Nearly every American (90%) has come to work with cold or flu systems, and a third (33%) always go to the office even when they're not feeling well, according to a new survey from Accountemps, a global staffing firm. Over half of those surveyed (54%) said they come to work sick because they feel they have too much work to do to take time off to recuperate, and 40% said they simply don't want to use their sick time.

"Whether it's due to large workloads, pressure from the boss or because they can't afford to take time off, it's all too common for employees to come to the office feeling sick when they really should be resting," said Michael Steinitz, senior executive director of Accountemps. "Staying home when you've got a cold or the flu is the best way to avoid spreading germs to others and fight the illness faster."    

A woman sneezes at work as her coworker leans away.

Coming into work sick puts your whole office at risk. Image source: Getty Images.

It's about culture

Many companies set a tone that workers should come to the office even if they're not feeling well. That may be through implied actions by management or by not offering sick days or the flexibility to work from home when an employee feels he or she may be sick.

"Bosses should set an example by taking time off when they're under the weather, encouraging employees to do the same and offering those with minor ailments the ability to work from home," Steinitz said.
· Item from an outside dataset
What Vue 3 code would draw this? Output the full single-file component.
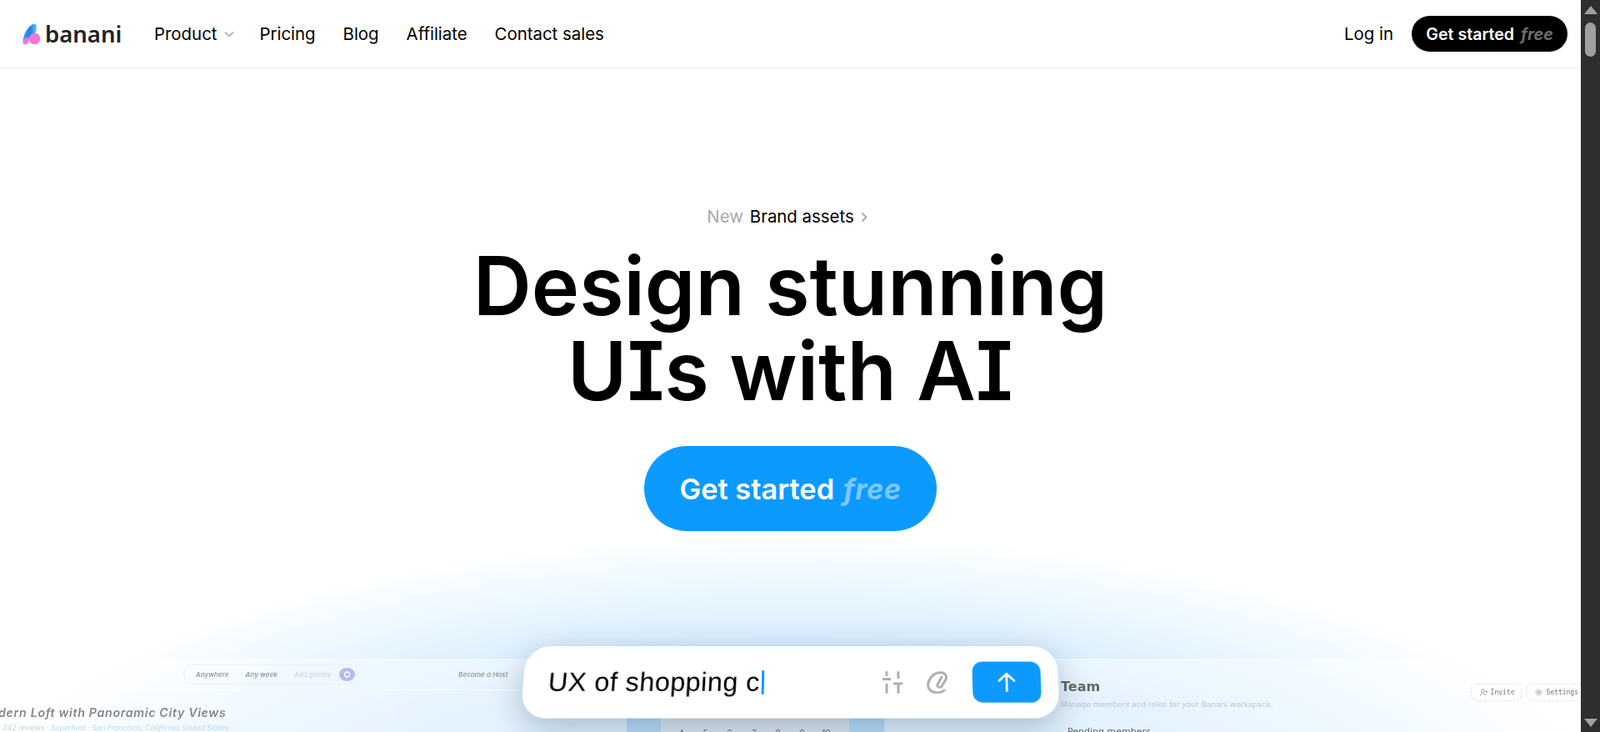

Only 11% of the 2,800 office workers surveyed said they always stay home when they're not feeling well. A third (33%) confessed they always go to work even if they are sick, while 57% said they do so sometimes.

Companies should take a long-term view

Workers clearly feel pressure to not take time off, even if they're not feeling well. That's admirable but misguided, as it could cause more harm than good.

If an employee comes to work sick, he or she runs the risk of spreading illness to the entire office. That could take a minor issue -- one person missing a day or two thanks to a cold or flu -- and make it a much bigger problem.

To avoid these worst-case scenarios, management has to make it clear that it's OK, even encouraged, for employees to take time off when they're not feeling well. That starts with having a generous sick time policy so workers can recuperate without feeling like they're wasting vacation days.

Companies can also more broadly offer flexibility in allowing a work-from-home arrangement when someone feels a bit ill. If an employee can call into a meeting when he or she has a cold or other minor illness, the work still gets done, but no one else in the office gets exposed to the illness.

Management should empower their employees to make sensible decisions about when they should come to work. A company's leadership should set a tone where it's clear to workers that sick days are not only acceptable, but encouraged. Such a policy may actually benefit the company's bottom line by keeping minor illnesses from spreading throughout the office and taking out even more employees along the way.